JULY 11, 2026
Energy Market Watches Tanker Risk as Crude Oil Rally Meets Demand Doubts
JULY 12, 2026
The energy market is entering the new week with crude oil traders focused less on a single headline shock and more on a complicated physical-market adjustment: Iranian barrels are reportedly building at sea while some Chinese independent refiners shift toward alternative Middle Eastern grades. That change has the potential to soften the immediate supply squeeze narrative even as geopolitical risk around Gulf shipping keeps a premium embedded in Brent Crude and WTI Crude.
The latest pattern suggests a market caught between two opposing forces. On one side, uncertainty around safe passage, sanctions enforcement and regional diplomacy continues to discourage aggressive short positioning in oil.

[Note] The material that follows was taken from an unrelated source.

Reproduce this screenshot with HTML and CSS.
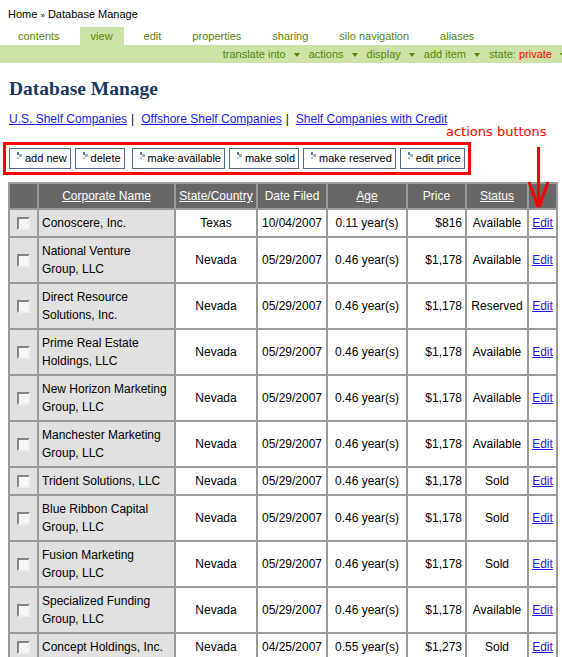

On the other, weaker import appetite from key Asian buyers and a more cautious refining sector are limiting the market’s ability to extend rallies without fresh evidence of sustained demand.
For traders, the issue is not simply whether crude is available. It is whether the right grades are moving to the right refiners at workable discounts, insurance costs and delivery schedules. When barrels remain offshore longer than usual, the market can appear tight in one region and heavy in another, creating price volatility that is not always captured by headline futures moves.
Chinese independent refiners, often central to demand for discounted sanctioned crude, are again acting as a major swing factor for the energy market. Reports of slower buying of Iranian supply and greater interest in competing grades from Iraq, the United Arab Emirates and Qatar point to a pragmatic response to price, availability and operational risk.
If these refiners continue to favor rival barrels, floating Iranian supply could remain a bearish signal for physical differentials, especially in Asia. However, that does not automatically translate into a broad collapse in benchmark prices. Brent and WTI are still being supported by the possibility that shipping conditions worsen, insurance premiums rise, or diplomatic progress stalls.
The result is a split market. Physical traders are watching discounts, freight and refinery margins, while macro funds are tracking inflation expectations, central bank risk and the U.S. Dollar. A softer Chinese import impulse would normally weigh on oil, but the current geopolitical backdrop makes it difficult for traders to price crude as a straightforward oversupply story.
That tension is visible in the way rallies have been sold, yet dips remain shallow. Buyers are reluctant to chase crude higher after a sharp spring price shock dented demand, but sellers also face the risk that one shipping incident or policy reversal could quickly tighten prompt supply. This is keeping the energy market in a wide, headline-sensitive range.
Recent energy forecasts have pointed to lower U.S. gasoline prices in the third quarter compared with the second quarter, helped by lower crude assumptions and seasonal supply adjustments. That offers some relief to consumers and could ease part of the inflation pressure that dominated the market earlier in the year.
Still, the inflation story is not settled. Oil remains high enough to influence transport costs, corporate margins and central bank expectations, particularly if Brent Crude pushes back toward the upper end of its recent trading band. A renewed rise in fuel prices would complicate the broader market narrative by lifting input costs just as investors are assessing whether demand destruction is becoming more visible.
Refining margins are another important variable. If crude demand from China remains uneven while product demand in the United States proves resilient, refiners may protect margins by adjusting runs rather than simply absorbing every available barrel. That could keep crude inventories and floating storage in focus while limiting the speed at which lower feedstock costs pass through to end users.
For WTI Crude, U.S. inventory data will remain a near-term catalyst. Builds in crude stocks would reinforce the view that demand is struggling to absorb supply at current prices, while strong draws in gasoline or distillates could offset that signal by showing that end-user consumption is still firm. This mixed setup makes weekly inventory releases unusually important for short-term price direction.
The main question for the energy market is whether Brent’s geopolitical premium is durable. If Gulf shipping risk fades and Asian demand remains selective, crude could drift lower as traders focus on spare barrels and weaker refinery buying. If tensions rise again, the same floating barrels may matter less than the risk of disrupted loadings and longer voyages.
That makes the current market a test of confidence rather than a pure supply-demand calculation. Traders are weighing visible barrels against invisible risks: sanctions enforcement, insurance costs, route security and the willingness of refiners to hold larger inventories. Until those variables become clearer, crude oil is likely to trade with sharp intraday swings and limited conviction at the edges of its range.
For now, the strongest signal is caution. The build-up of Iranian supply at sea argues against an unchecked rally, while persistent regional risk argues against a clean bearish breakout. Energy investors should expect Brent Crude and WTI Crude to remain sensitive to China refinery buying, Gulf shipping headlines and U.S. fuel demand data through the coming sessions.